Begin

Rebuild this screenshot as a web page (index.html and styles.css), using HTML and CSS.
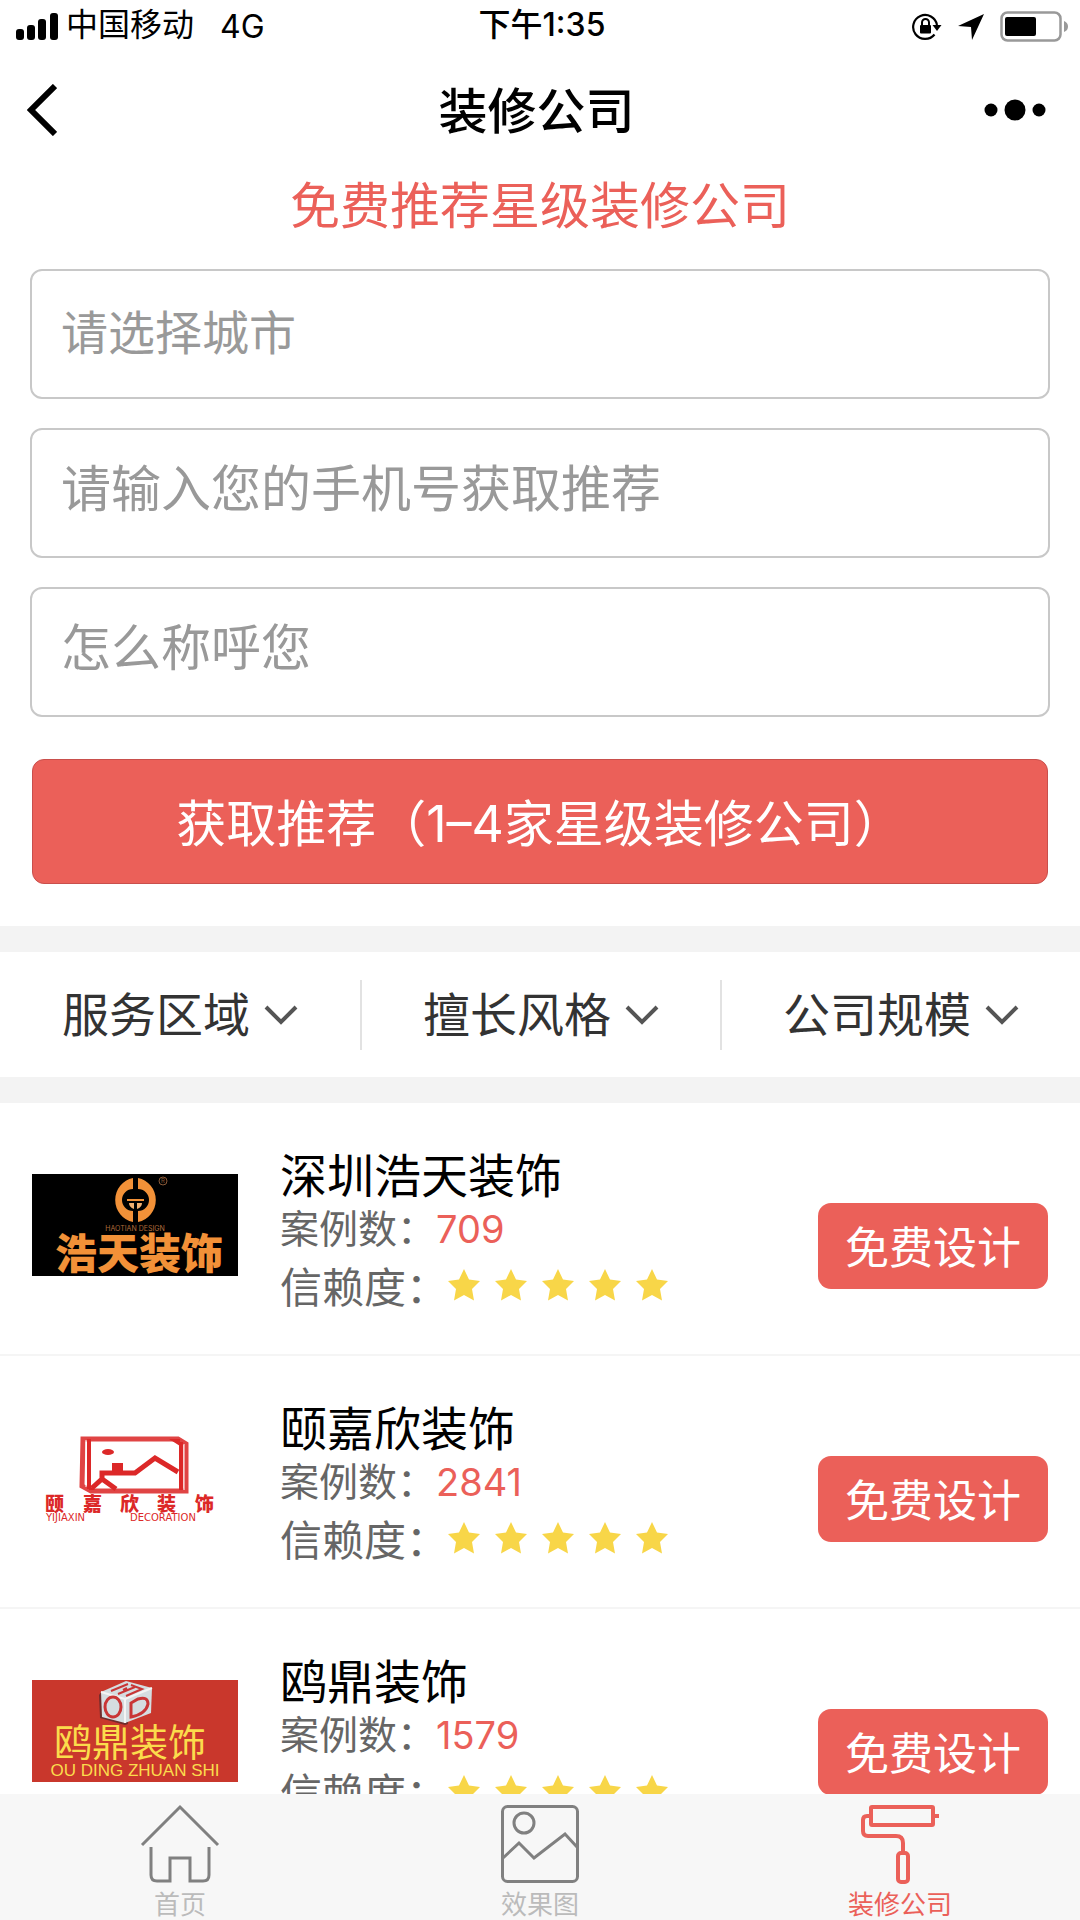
FILE: index.html
```html
<!DOCTYPE html>
<html lang="zh-CN">
<head>
<meta charset="utf-8">
<meta name="viewport" content="width=device-width">
<title>装修公司</title>
<link rel="stylesheet" href="styles.css">
</head>
<body>
<svg width="0" height="0" class="sprite" aria-hidden="true">
  <symbol id="star" viewBox="0 0 32 32"><path d="M16 0l5 10.500 11 1.500-8 8 2 11.500L16 26l-10 5.500L8 20 0 12l11-1.500z" fill="#f8d648"/></symbol>
  <symbol id="stars" viewBox="0 0 220 32">
    <use href="#star" x="0" width="32" height="32"/><use href="#star" x="47" width="32" height="32"/><use href="#star" x="94" width="32" height="32"/><use href="#star" x="141" width="32" height="32"/><use href="#star" x="188" width="32" height="32"/>
  </symbol>
  <symbol id="down" viewBox="0 0 34 20"><path d="M2 2l15 15L32 2" fill="none" stroke="#555" stroke-width="4"/></symbol>
</svg>

<div class="app">
  <div class="status">
    <div class="status-left">
      <svg width="42" height="28" viewBox="0 0 42 28" aria-hidden="true"><rect x="0" y="16" width="8" height="11" rx="3"/><rect x="11" y="12" width="8" height="15" rx="3"/><rect x="22" y="6" width="8" height="21" rx="3"/><rect x="34" y="0" width="8" height="27" rx="3"/></svg>
      <span class="carrier">中国移动</span>
      <span class="network">4G</span>
    </div>
    <time class="clock">下午1:35</time>
    <div class="status-right">
      <svg width="30" height="28" viewBox="0 0 30 28" aria-hidden="true"><path d="M22.500 21.500A12 12 0 1 1 25 12" fill="none" stroke="#000" stroke-width="2.200"/><path d="M20.500 12h9l-4.500 6z"/><rect x="8" y="12" width="11" height="8.500" rx="1"/><path d="M10 12V9.500a3.500 3.500 0 0 1 7 0V12" fill="none" stroke="#000" stroke-width="2"/></svg>
      <svg width="26" height="26" viewBox="0 0 26 26" aria-hidden="true"><path d="M26 0L14 26 13 13 0 12z"/></svg>
      <svg width="68" height="32" viewBox="0 0 68 32" aria-hidden="true"><rect x="1.500" y="1.500" width="59" height="28" rx="6" fill="none" stroke="#999" stroke-width="2.500"/><rect x="5" y="6" width="31" height="19" rx="2"/><path d="M64 10q4 1.500 4 5.500t-4 5.500z" fill="#999"/></svg>
    </div>
  </div>

  <header class="nav">
    <button class="icon-btn" type="button" aria-label="返回"><svg width="30" height="52" viewBox="0 0 30 52" aria-hidden="true"><path d="M28 2L4 26l24 24" fill="none" stroke="#000" stroke-width="6"/></svg></button>
    <h1 class="nav-title">装修公司</h1>
    <button class="icon-btn more" type="button" aria-label="更多"><svg width="62" height="22" viewBox="0 0 62 22" aria-hidden="true"><circle cx="7" cy="11" r="6.500"/><circle cx="31" cy="11" r="10.500"/><circle cx="55" cy="11" r="6.500"/></svg></button>
  </header>

  <main class="content">
    <form class="quote">
      <h2 class="quote-title">免费推荐星级装修公司</h2>
      <select class="field field-city" aria-label="城市"><option>请选择城市</option></select>
      <input class="field" type="tel" aria-label="手机号" placeholder="请输入您的手机号获取推荐">
      <input class="field" type="text" aria-label="称呼" placeholder="怎么称呼您">
      <button class="submit" type="button">获取推荐（1–4家星级装修公司）</button>
    </form>

    <div class="filters">
      <button class="filter" type="button"><span>服务区域</span><svg width="34" height="20" aria-hidden="true"><use href="#down"/></svg></button>
      <button class="filter" type="button"><span>擅长风格</span><svg width="34" height="20" aria-hidden="true"><use href="#down"/></svg></button>
      <button class="filter" type="button"><span>公司规模</span><svg width="34" height="20" aria-hidden="true"><use href="#down"/></svg></button>
    </div>

    <ul class="companies">
      <li class="company">
        <svg class="logo" viewBox="0 0 206 102" role="img" aria-label="浩天装饰">
          <rect width="206" height="102"/>
          <path d="M101 4a22.500 22.500 0 0 0 0 44V37a11 11 0 0 1 0-22zM106 4a22.500 22.500 0 0 1 0 44V37a11 11 0 0 0 0-22z" fill="#f29138"/>
          <path d="M95 26h17" stroke="#f29138" stroke-width="2"/><path d="M97 29h5v6q-5-2-5-6zM105 29h5q0 4-5 6z" fill="#f2b070"/>
          <circle cx="131" cy="7" r="4" fill="none" stroke="#8a5a38"/><text class="logo-mark" x="131" y="9">R</text>
          <text class="logo-ht-sub" x="103" y="57">HAOTIAN DESIGN</text>
          <text class="logo-ht" x="107" y="95">浩天装饰</text>
        </svg>
        <div class="info">
          <h3 class="name">深圳浩天装饰</h3>
          <p class="cases">案例数：<span class="num">709</span></p>
          <p class="trust">信赖度：<svg class="stars" width="220" height="32" role="img" aria-label="5星"><use href="#stars"/></svg></p>
        </div>
        <button class="design" type="button">免费设计</button>
      </li>
      <li class="company">
        <svg class="logo" viewBox="0 0 206 102" role="img" aria-label="颐嘉欣装饰">
          <g fill="none" stroke="#dc2828">
            <path d="M51 12h95l8 5v47H59l-9-5z" stroke="#e04444" stroke-width="5"/>
            <path d="M57 12v50M149 15v48" stroke-width="4"/>
            <path d="M54 13v47M152 17v46" stroke="#fff" stroke-width="1"/>
            <path d="M60 61l10-9 14 10M70 54V46h33l20-15 23 14" stroke-width="5"/>
          </g>
          <ellipse cx="76" cy="25" rx="6" ry="3" fill="#dc2828"/><rect x="80" y="36" width="11" height="9" fill="#dc2828"/><path d="M137 12l11 7v-7zM57 58l6 5h-6z" fill="#dc2828"/>
          <text class="logo-yj" x="13 51 88 125 163" y="84">颐嘉欣装饰</text>
          <text class="logo-yj-sub" x="14" y="94">YIJIAXIN</text><text class="logo-yj-sub" x="98" y="94">DECORATION</text>
        </svg>
        <div class="info">
          <h3 class="name">颐嘉欣装饰</h3>
          <p class="cases">案例数：<span class="num">2841</span></p>
          <p class="trust">信赖度：<svg class="stars" width="220" height="32" role="img" aria-label="5星"><use href="#stars"/></svg></p>
        </div>
        <button class="design" type="button">免费设计</button>
      </li>
      <li class="company">
        <svg class="logo" viewBox="0 0 206 102" role="img" aria-label="鸥鼎装饰">
          <rect width="206" height="102" fill="#c9372c"/>
          <path d="M67 15l2-3 27 9v23l-3 1-25-7z" fill="#712c2c"/>
          <path d="M69 12l25-11 26 7-1 25-26 10-23-6z" fill="#d5dde0"/>
          <path d="M69 12l24 7v24M93 19l27-11" fill="none" stroke="#f4f4f4" stroke-width="2"/>
          <g fill="none" stroke="#c93636" stroke-width="3"><ellipse cx="81" cy="27" rx="8" ry="10"/><path d="M99 23v14q15-3 17-13 0-8-10-5z"/><path d="M79 11l17-7M86 14l17-7M91 10l4-2M94 16l16-7-11-4" stroke-width="2"/></g>
          <text class="logo-od" x="98" y="76">鸥鼎装饰</text>
          <text class="logo-od-sub" x="103" y="96">OU DING ZHUAN SHI</text>
        </svg>
        <div class="info">
          <h3 class="name">鸥鼎装饰</h3>
          <p class="cases">案例数：<span class="num">1579</span></p>
          <p class="trust">信赖度：<svg class="stars" width="220" height="32" role="img" aria-label="5星"><use href="#stars"/></svg></p>
        </div>
        <button class="design" type="button">免费设计</button>
      </li>
    </ul>
  </main>

  <nav class="tabs">
    <a class="tab" href="#home">
      <svg width="80" height="80" viewBox="0 0 80 80" aria-hidden="true"><path d="M2 41L40 3l38 38M11 43v28q0 6 6 6h13V54h20v23h13q6 0 6-6V43" fill="none" stroke="#808080" stroke-width="3"/></svg>
      首页
    </a>
    <a class="tab" href="#gallery">
      <svg width="80" height="80" viewBox="0 0 80 80" aria-hidden="true"><g fill="none" stroke="#808080" stroke-width="3"><rect x="2.500" y="2.500" width="75" height="75" rx="5"/><circle cx="24" cy="19" r="10"/><path d="M3 54l16-15 15 15 31-24 12 13"/></g></svg>
      效果图
    </a>
    <a class="tab tab-active" href="#companies" aria-current="page">
      <svg width="80" height="80" viewBox="0 0 80 80" aria-hidden="true"><g fill="none" stroke="#eb6059" stroke-width="4"><rect x="11" y="3" width="62" height="18" rx="1"/><path d="M73 12h6M11 12H7q-4 0-4 4v11q0 5 5 5h28q7 0 7 7v10"/><rect x="38" y="49" width="10" height="29" rx="3"/></g></svg>
      装修公司
    </a>
  </nav>
</div>
</body>
</html>
```
FILE: styles.css
```css
* { box-sizing: border-box; }

body {
  margin: 0;
  background: #fff;
  color: #000;
  font-family: Inter, "Noto Sans CJK SC", sans-serif;
}

h1, h2, h3, p, ul { margin: 0; padding: 0; font-weight: 400; }
ul { list-style: none; }
button, input, select { font: inherit; color: inherit; }
button { padding: 0; border: 0; background: none; }
svg { flex: none; }
.sprite { position: absolute; }

.app { display: flex; flex-direction: column; height: 100vh; }

/* Status bar */
.status {
  display: grid;
  grid-template-columns: 1fr auto 1fr;
  align-items: center;
  height: 54px;
  padding: 0 12px 0 16px;
  font-size: 32px;
  line-height: 50px;
}
.status-left, .status-right { display: flex; align-items: center; }
.status-left { gap: 8px; }
.carrier { margin-right: 18px; padding-bottom: 4px; }
.clock { padding-bottom: 4px; font-weight: 500; }
.status-right { justify-content: flex-end; gap: 16px; }

/* Title bar */
.nav {
  display: grid;
  grid-template-columns: 1fr auto 1fr;
  align-items: center;
  height: 112px;
  padding: 0 34px 0 27px;
}
.icon-btn { display: flex; justify-self: start; }
.more { justify-self: end; }
.nav-title { padding-bottom: 6px; font-size: 49px; font-weight: 500; }

.content { flex: 1; min-height: 0; overflow-y: auto; scrollbar-width: none; }

/* Quote form */
.quote {
  display: flex;
  flex-direction: column;
  gap: 29px;
  padding: 6px 30px 42px;
}
.quote-title {
  font-size: 50px;
  line-height: 68px;
  text-align: center;
  color: #eb6059;
}
.field {
  width: 100%;
  height: 130px;
  padding: 0 29px 8px;
  border: 2px solid #c8c8c8;
  border-radius: 12px;
  background: #fff;
  font-size: 50px;
  color: #999;
  appearance: none;
  outline: 0;
}
.field::placeholder { color: #999; opacity: 1; }
.field-city { padding-bottom: 4px; font-size: 47px; }
.submit {
  height: 125px;
  margin: 13px 2px 0;
  padding-bottom: 4px;
  border: 1px solid #c94f4c;
  border-radius: 12px;
  background: #eb6059;
  color: #fff;
  font-size: 50px;
}

/* Filters */
.filters {
  display: grid;
  grid-template-columns: repeat(3, 1fr);
  align-items: center;
  height: 177px;
  border: solid #f3f3f3;
  border-width: 26px 0;
}
.filter {
  display: flex;
  align-items: center;
  justify-content: center;
  gap: 14px;
  height: 70px;
  font-size: 47px;
  color: #333;
}
.filter span { padding-bottom: 6px; }
.filter + .filter { border-left: 2px solid #e2e2e2; }

/* Company list */
.company {
  display: grid;
  grid-template-columns: auto 1fr auto;
  align-items: start;
  column-gap: 42px;
  padding: 44px 32px 32px;
  border-bottom: 2px solid #f5f5f5;
}
.logo { width: 206px; height: 102px; margin-top: 27px; overflow: visible; }
.name { font-size: 47px; line-height: 57px; }
.cases { font-size: 39px; line-height: 50px; color: #666; }
.num { font-size: 38px; color: #eb6059; }
.trust {
  display: flex;
  align-items: center;
  font-size: 42px;
  line-height: 68px;
  color: #666;
}
.stars { margin-bottom: 6px; }
.design {
  width: 230px;
  height: 86px;
  margin-top: 56px;
  padding-bottom: 2px;
  border-radius: 13px;
  background: #eb6059;
  color: #fff;
  font-size: 44px;
}

/* Logo lettering */
.logo text { text-anchor: middle; }
.logo .logo-mark { font-size: 6px; fill: #8a5a38; }
.logo .logo-ht { font-size: 42px; font-weight: 900; fill: #f29138; }
.logo .logo-ht-sub { font-size: 7px; fill: #b06a3a; }
.logo .logo-yj { font-size: 19px; font-weight: 900; fill: #dc2828; text-anchor: start; }
.logo .logo-yj-sub { font: 10px "DejaVu Sans", sans-serif; fill: #dc2828; text-anchor: start; }
.logo .logo-od { font-size: 38px; fill: #fbdc4c; }
.logo .logo-od-sub { font: 17px "Liberation Sans", sans-serif; fill: #fbdc4c; }

/* Tab bar */
.tabs {
  display: grid;
  grid-template-columns: repeat(3, 1fr);
  height: 126px;
  padding-top: 10px;
  background: #f7f7f7;
}
.tab {
  display: flex;
  flex-direction: column;
  align-items: center;
  gap: 4px;
  font-size: 26px;
  line-height: 34px;
  color: #bbb;
  text-decoration: none;
}
.tab-active { color: #eb6059; }
```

End

Show the lines of the data that hold the word "page".

SOLUTION TO THE EXERCISE:
Rebuild this screenshot as a web page (index.html and styles.css), using HTML and CSS.
    <a class="tab tab-active" href="#companies" aria-current="page">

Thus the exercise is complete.